Большое влияние на меня оказали книги, фильмы о войне, над которыми в отрочестве я плакала горючими слезами. Все эти «Sursum corda» [59] Вознесем сердца ( лат. ).
, «Вставайте, мертвые!», все возвышенные слова и жесты вызывали ужасные картины: поля сражений и груды трупов, раненые «с телячьими лицами», по выражению Эллен Зена Смит, чей роман «Не так спокойно» потряс меня. Рядом с собой я видела Зазу, доведенную до безумия и до смерти морализмом ее окружения. Самое искреннее, что присутствовало в моем предыдущем романе, это мой ужас перед буржуазным обществом. В этом отношении, как и во многих других, я оказалась созвучна своему времени; идеологически левые силы были скорее критичными, чем конструктивными; революционер говорил тем же языком, что и бунтовщик, он не гнушался нападок на мораль, эстетику, философию правящего класса. Поэтому все способствовало моему проекту.

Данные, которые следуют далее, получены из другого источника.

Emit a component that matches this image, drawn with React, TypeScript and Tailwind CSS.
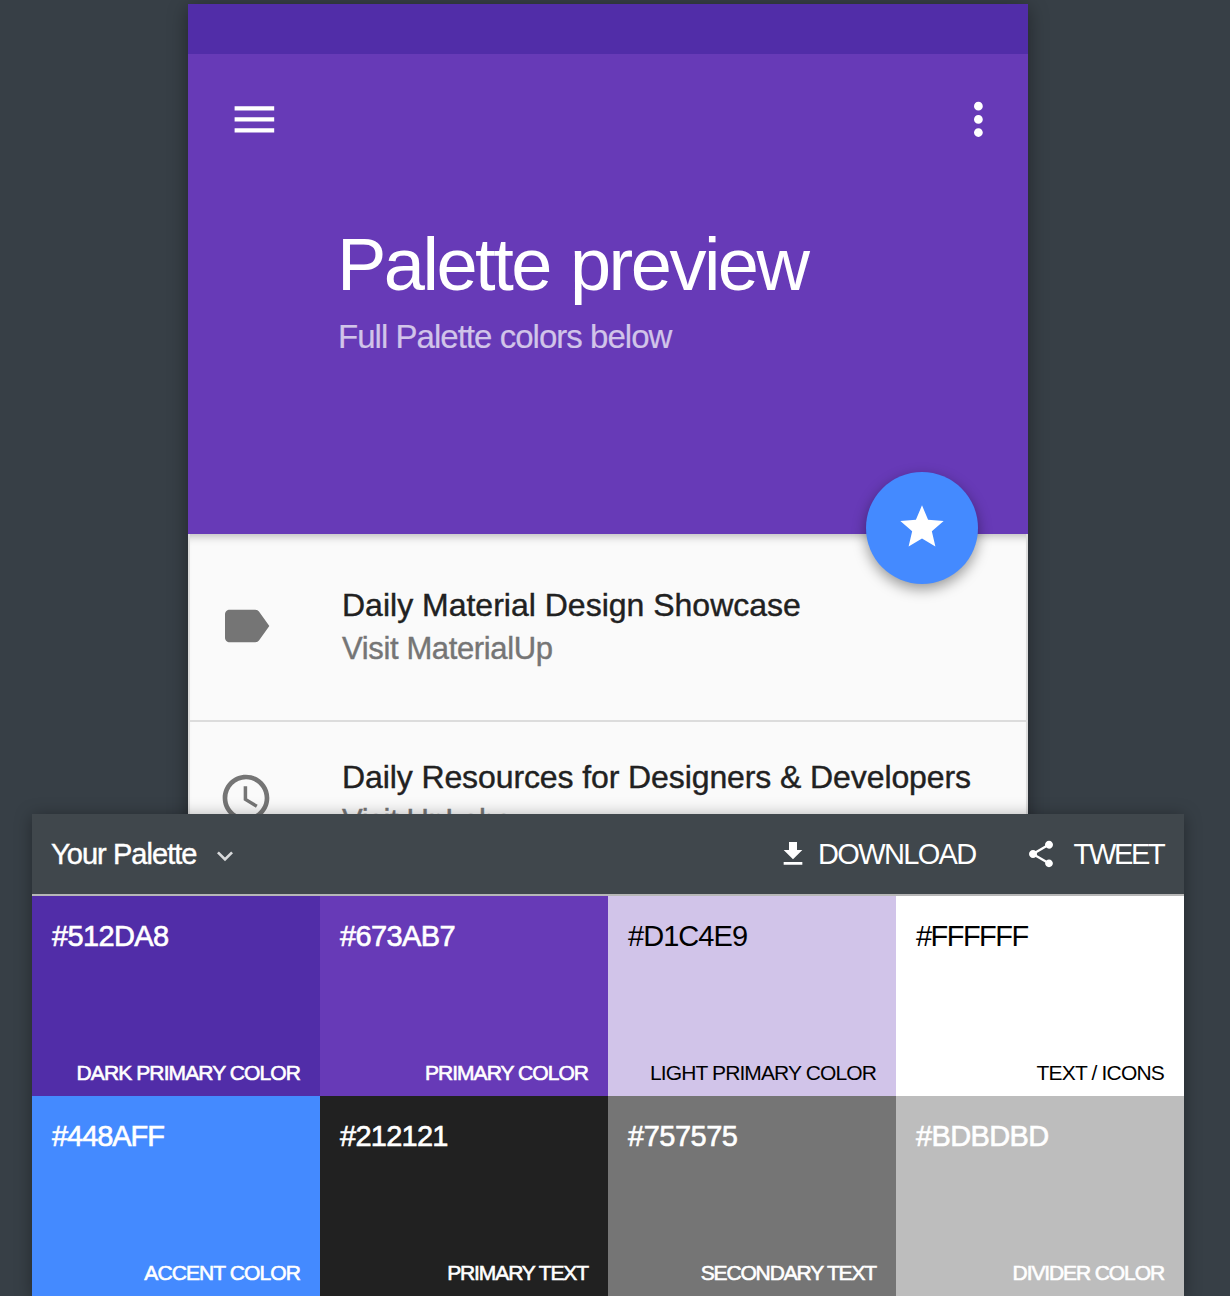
import type { ReactNode } from 'react';

const icons = {
  menu: 'M3 18h18v-2H3v2zm0-5h18v-2H3v2zm0-7v2h18V6H3z',
  more: 'M12 8c1.1 0 2-.9 2-2s-.9-2-2-2-2 .9-2 2 .9 2 2 2zm0 2c-1.1 0-2 .9-2 2s.9 2 2 2 2-.9 2-2-.9-2-2-2zm0 6c-1.1 0-2 .9-2 2s.9 2 2 2 2-.9 2-2-.9-2-2-2z',
  star: 'M12 17.27L18.18 21l-1.64-7.03L22 9.24l-7.19-.61L12 2 9.19 8.63 2 9.24l5.46 4.73L5.82 21z',
  label: 'M17.63 5.84C17.27 5.33 16.67 5 16 5L5 5.01C3.9 5.01 3 5.9 3 7v10c0 1.1.9 1.99 2 1.99L16 19c.67 0 1.27-.33 1.63-.84L22 12l-4.37-6.16z',
  clock: 'M11.99 2C6.47 2 2 6.48 2 12s4.47 10 9.99 10C17.52 22 22 17.52 22 12S17.52 2 11.99 2zM12 20c-4.42 0-8-3.58-8-8s3.58-8 8-8 8 3.58 8 8-3.58 8-8 8zm.5-13H11v6l5.25 3.15.75-1.23-4.5-2.67z',
  download: 'M19 9h-4V3H9v6H5l7 7 7-7zM5 18v2h14v-2H5z',
  share: 'M18 16.08c-.76 0-1.44.3-1.96.77L8.91 12.7c.05-.23.09-.46.09-.7s-.04-.47-.09-.7l7.05-4.11c.54.5 1.25.81 2.04.81 1.66 0 3-1.34 3-3s-1.34-3-3-3-3 1.34-3 3c0 .24.04.47.09.7L8.04 9.81C7.5 9.31 6.79 9 6 9c-1.66 0-3 1.34-3 3s1.34 3 3 3c.79 0 1.5-.31 2.04-.81l7.12 4.16c-.05.21-.08.43-.08.65 0 1.61 1.31 2.92 2.92 2.92 1.61 0 2.92-1.31 2.92-2.92s-1.31-2.92-2.92-2.92z',
  chevron: 'M16.59 8.59L12 13.17 7.41 8.59 6 10l6 6 6-6z',
};

function Icon({ name, className }: { name: keyof typeof icons; className: string }) {
  return (
    <svg viewBox="0 0 24 24" fill="currentColor" className={`shrink-0 ${className}`}>
      <path d={icons[name]} />
    </svg>
  );
}

function Row({ icon, title, subtitle }: { icon: ReactNode; title: ReactNode; subtitle: ReactNode }) {
  return (
    <div className="flex h-[172px] items-center pl-7">
      {icon}
      <div className="ml-[68px] pt-[2px] whitespace-nowrap">
        {title}
        {subtitle}
      </div>
    </div>
  );
}

const swatches = [
  { hex: '#512DA8', name: 'DARK PRIMARY COLOR', cls: 'bg-[#512da8] text-white [-webkit-text-stroke:0.6px]', h: 'tracking-[-0.65px]', n: 'tracking-[-0.9px]' },
  { hex: '#673AB7', name: 'PRIMARY COLOR', cls: 'bg-[#673ab7] text-white [-webkit-text-stroke:0.6px]', h: 'tracking-[-0.6px]', n: 'tracking-[-0.95px]' },
  { hex: '#D1C4E9', name: 'LIGHT PRIMARY COLOR', cls: 'bg-[#d1c4e9] text-black', h: 'tracking-[-0.95px]', n: 'tracking-[-0.88px]' },
  { hex: '#FFFFFF', name: 'TEXT / ICONS', cls: 'bg-white text-black', h: 'tracking-[-1.55px]', n: 'tracking-[-0.82px]' },
  { hex: '#448AFF', name: 'ACCENT COLOR', cls: 'bg-[#448aff] text-white [-webkit-text-stroke:0.6px]', h: 'tracking-[-1.05px]', n: 'tracking-[-0.9px]' },
  { hex: '#212121', name: 'PRIMARY TEXT', cls: 'bg-[#212121] text-white [-webkit-text-stroke:0.6px]', h: 'tracking-[-0.75px]', n: 'tracking-[-1.1px]' },
  { hex: '#757575', name: 'SECONDARY TEXT', cls: 'bg-[#757575] text-white [-webkit-text-stroke:0.6px]', h: 'tracking-[-0.5px]', n: 'tracking-[-1.15px]' },
  { hex: '#BDBDBD', name: 'DIVIDER COLOR', cls: 'bg-[#bdbdbd] text-white [-webkit-text-stroke:0.6px]', h: 'tracking-[-0.65px]', n: 'tracking-[-1.1px]' },
];

export default function App() {
  return (
    <div className="h-[1296px] w-[1230px] overflow-hidden bg-[#373f46] font-['Liberation_Sans',Arial,sans-serif]">
      <div className="h-[814px] overflow-hidden pt-1 pl-[188px]">
        <main className="h-[900px] w-[840px] bg-[#fafafa] shadow-[0_4px_18px_rgba(0,0,0,0.4)]">
          <div className="h-[50px] bg-[#512da8]" />
          <header className="relative h-[480px] bg-[#673ab7] text-white">
            <div className="flex justify-between pt-[39px] pr-[23.5px] pl-[39.5px]">
              <Icon name="menu" className="size-[52.8px]" />
              <Icon name="more" className="size-[52.8px]" />
            </div>
            <h1 className="mt-[79px] pl-[149px] text-[74px] leading-[80px] tracking-[-2.5px] whitespace-nowrap [word-spacing:2px]">Palette preview</h1>
            <p className="mt-3 pl-[150px] text-[33px] leading-10 tracking-[-0.97px] text-[#d1c4e9] [-webkit-text-stroke:0.2px]">Full Palette colors below</p>
            <button className="absolute right-[50px] bottom-[-50px] flex size-28 items-center justify-center rounded-full bg-[#448aff] shadow-[0_5px_14px_rgba(0,0,0,0.4)]">
              <Icon name="star" className="mb-0.5 size-[52px]" />
            </button>
          </header>
          <section className="border-x-2 border-[#dcdcdc] text-[#757575] shadow-[inset_0_10px_10px_-8px_rgba(0,0,0,0.28)]">
            <div className="h-[188px] border-b-2 border-[#dcdcdc] pt-[5.5px]">
              <Row
                icon={<Icon name="label" className="size-14" />}
                title={<h2 className="text-[32px] leading-[43px] text-[#212121] [-webkit-text-stroke:0.4px]">Daily Material Design Showcase</h2>}
                subtitle={<p className="text-[31px] leading-[43px] tracking-[-0.37px] [-webkit-text-stroke:0.4px]">Visit MaterialUp</p>}
              />
            </div>
            <div className="-mt-[10.5px]">
              <Row
                icon={<Icon name="clock" className="size-14" />}
                title={<h2 className="text-[32px] leading-[43px] tracking-[-0.1px] text-[#212121] [-webkit-text-stroke:0.4px]">Daily Resources for Designers &amp; Developers</h2>}
                subtitle={<p className="text-[31px] leading-[43px] tracking-[-0.37px] [-webkit-text-stroke:0.4px]">Visit UpLabs</p>}
              />
            </div>
          </section>
        </main>
      </div>
      <section className="relative ml-8 w-[1152px] shadow-[0_2px_16px_rgba(0,0,0,0.35)]">
        <div className="flex h-[82px] items-center border-b-2 border-[#b7b7b7] bg-[#40474c] pr-5 pl-[19px] text-[29px] whitespace-nowrap text-white">
          <span className="w-[157px] pt-0.5 tracking-[-0.95px] [-webkit-text-stroke:0.4px]">Your Palette</span>
          <Icon name="chevron" className="mt-1 ml-[0.5px] size-8 opacity-80" />
          <Icon name="download" className="ml-auto size-8" />
          <span className="ml-[9px] w-[158.5px] pt-0.5 tracking-[-1.65px]">DOWNLOAD</span>
          <Icon name="share" className="ml-12 size-8" />
          <span className="ml-[17px] w-[90.5px] pt-0.5 tracking-[-2.3px]">TWEET</span>
        </div>
        <div className="grid grid-cols-4">
          {swatches.map((s) => (
            <div key={s.hex} className={`flex h-[200px] flex-col justify-between px-5 pt-5 pb-2 ${s.cls}`}>
              <span className={`text-[29px] leading-10 ${s.h}`}>{s.hex}</span>
              <span className={`text-right text-[21px] leading-[30px] whitespace-nowrap ${s.n}`}>{s.name}</span>
            </div>
          ))}
        </div>
      </section>
    </div>
  );
}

Через частные истории я хотела указать на нечто, их превосходящее: огромное количество преступлений, больших и малых, которые прикрывают спиритуалистические надувательства.
Между персонажами разных моих новелл я установила некие связи, довольно, правда, слабые, но каждая способствовала созданию чего-то целостного. Первую я посвятила бывшей моей подруге Лизе. Я описывала увядание робко живущей девушки, которую угнетали мистицизм и интриги института Сент-Мари; она изо всех сил безуспешно старалась быть некой душой среди душ, в то время как тело втайне мучило ее. Второй моей героине, Рене, я отдала лицо, бледность, большой лоб сестры доктора А… с которой я познакомилась в Марселе. Я понимала, что в детстве существовала тесная связь между мазохизмом некоторых из моих игр и моей набожностью. Мне также стало известно, что самая благочестивая из моих тетушек заставляла мужа крепко стегать ее по ночам. Я забавлялась, воображая, как у взрослой женщины набожность вырождается в свинство. Вместе с тем «Социальные команды» я представила в сатирическом свете; я пыталась заставить почувствовать двусмысленность самоотверженности. В обоих рассказах я использовала псевдообъективный тон с завуалированной иронией, имитировавшей иронию Джона Дос Пассоса.
В следующей истории я взялась за Симону Лабурден, которую называла Шанталь. Закончив учебу в Севре, она поехала преподавать литературу в Руан. С судорожной недобросовестностью она пыталась представить себя и свою жизнь в определенном свете, чтобы произвести впечатление на своих друзей. Из ее дневника и внутренних монологов было заметно, как она преображает каждый из своих опытов, гонится за чудесами, создает себе образ свободной от предрассудков женщины с тонкой чувствительностью. Она действительно проявляла большую заботу о своей репутации. Упорно желая играть некую роль, она привела в отчаяние двух юных учениц, обожавших ее, перед которыми она в конце концов сбросила маску. Эта новелла обозначила определенный прогресс; в своем внутреннем монологе Шанталь представала одновременно такой, какой она мечтала быть, и какой была на самом деле; мне удалось передать пространство, отделяющее Я-реальное от Я-воображаемого, каковым и является дурная вера. Встречи Шанталь и ее учениц тоже были проведены достаточно искусно: через благожелательное видение подростков угадывались недостатки молодой женщины. Позже похожие приемы я использовала в романе «Гостья», чтобы указать на плутовство Элизабет.